## EXERCISE BRIEF
Write out the entire listing below exactly, with the pictures left out.

## SOURCE DATA
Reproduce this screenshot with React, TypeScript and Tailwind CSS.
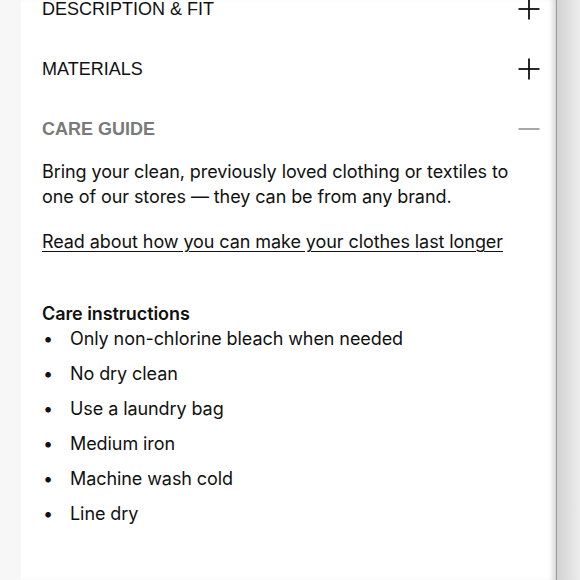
const sans = { fontFamily: '"Liberation Sans", Arial, sans-serif' };

const careItems = [
  'Only non-chlorine bleach when needed',
  'No dry clean',
  'Use a laundry bag',
  'Medium iron',
  'Machine wash cold',
  'Line dry',
];

function ToggleIcon({ open }: { open?: boolean }) {
  return (
    <svg width="22" height="22" viewBox="0 0 22 22" className={open ? 'text-[#8a8a8a]' : 'text-[#111]'}>
      <line x1="0.5" y1="11" x2="21.5" y2="11" stroke="currentColor" strokeWidth={open ? 1.5 : 1.8} />
      {!open && <line x1="11" y1="0.5" x2="11" y2="21.5" stroke="currentColor" strokeWidth="1.8" />}
    </svg>
  );
}

function AccordionHeader({ title, open }: { title: string; open?: boolean }) {
  return (
    <div className="flex h-[60px] items-center justify-between">
      <span
        className={
          open
            ? 'text-[18px] font-bold uppercase text-[#7a7a7a]'
            : 'text-[18px] uppercase text-[#111]'
        }
        style={sans}
      >
        {title}
      </span>
      <ToggleIcon open={open} />
    </div>
  );
}

export default function App() {
  return (
    <div className="flex h-[580px] w-[580px] overflow-hidden bg-[#f7f7f7]">
      <div className="w-[21px] shrink-0 bg-[#f7f7f7]" />

      {/* Product details panel */}
      <div className="w-[535px] shrink-0 bg-white pl-[21px] pr-[16px] shadow-[inset_-6px_0_6px_-4px_rgba(0,0,0,0.22)]">
        <div className="-mt-[21px]">
          <AccordionHeader title="Description & Fit" />
          <AccordionHeader title="Materials" />
          <AccordionHeader title="Care Guide" open />

          <div
            className="text-[18px] leading-[25px] tracking-[-0.08px] text-[#111]"
            style={{ fontFamily: 'Inter, sans-serif' }}
          >
            <p className="pr-4">
              Bring your clean, previously loved clothing or textiles to one of our stores — they can be from any
              brand.
            </p>
            <a href="#" className="mt-5 inline-block underline underline-offset-[3px]">
              Read about how you can make your clothes last longer
            </a>

            <h3 className="mt-[47px] font-semibold">Care instructions</h3>
            <ul className="flex flex-col gap-[10px]">
              {careItems.map((item) => (
                <li key={item} className="flex">
                  <span className="w-[28px] shrink-0 pl-[1px]">•</span>
                  <span>{item}</span>
                </li>
              ))}
            </ul>
          </div>
        </div>
      </div>

      <div className="flex-1 border-l border-[#9a9a9a] bg-gradient-to-r from-[#d2d2d2] to-[#ededed]" />
    </div>
  );
}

## ANSWER TO THE EXERCISE
Reproduce this screenshot with React, TypeScript and Tailwind CSS.
const sans = { fontFamily: '"Liberation Sans", Arial, sans-serif' };

const careItems = [
  'Only non-chlorine bleach when needed',
  'No dry clean',
  'Use a laundry bag',
  'Medium iron',
  'Machine wash cold',
  'Line dry',
];

function ToggleIcon({ open }: { open?: boolean }) {
  return (
    <svg width="22" height="22" viewBox="0 0 22 22" className={open ? 'text-[#8a8a8a]' : 'text-[#111]'}>
      <line x1="0.5" y1="11" x2="21.5" y2="11" stroke="currentColor" strokeWidth={open ? 1.5 : 1.8} />
      {!open && <line x1="11" y1="0.5" x2="11" y2="21.5" stroke="currentColor" strokeWidth="1.8" />}
    </svg>
  );
}

function AccordionHeader({ title, open }: { title: string; open?: boolean }) {
  return (
    <div className="flex h-[60px] items-center justify-between">
      <span
        className={
          open
            ? 'text-[18px] font-bold uppercase text-[#7a7a7a]'
            : 'text-[18px] uppercase text-[#111]'
        }
        style={sans}
      >
        {title}
      </span>
      <ToggleIcon open={open} />
    </div>
  );
}

export default function App() {
  return (
    <div className="flex h-[580px] w-[580px] overflow-hidden bg-[#f7f7f7]">
      <div className="w-[21px] shrink-0 bg-[#f7f7f7]" />

      {/* Product details panel */}
      <div className="w-[535px] shrink-0 bg-white pl-[21px] pr-[16px] shadow-[inset_-6px_0_6px_-4px_rgba(0,0,0,0.22)]">
        <div className="-mt-[21px]">
          <AccordionHeader title="Description & Fit" />
          <AccordionHeader title="Materials" />
          <AccordionHeader title="Care Guide" open />

          <div
            className="text-[18px] leading-[25px] tracking-[-0.08px] text-[#111]"
            style={{ fontFamily: 'Inter, sans-serif' }}
          >
            <p className="pr-4">
              Bring your clean, previously loved clothing or textiles to one of our stores — they can be from any
              brand.
            </p>
            <a href="#" className="mt-5 inline-block underline underline-offset-[3px]">
              Read about how you can make your clothes last longer
            </a>

            <h3 className="mt-[47px] font-semibold">Care instructions</h3>
            <ul className="flex flex-col gap-[10px]">
              {careItems.map((item) => (
                <li key={item} className="flex">
                  <span className="w-[28px] shrink-0 pl-[1px]">•</span>
                  <span>{item}</span>
                </li>
              ))}
            </ul>
          </div>
        </div>
      </div>

      <div className="flex-1 border-l border-[#9a9a9a] bg-gradient-to-r from-[#d2d2d2] to-[#ededed]" />
    </div>
  );
}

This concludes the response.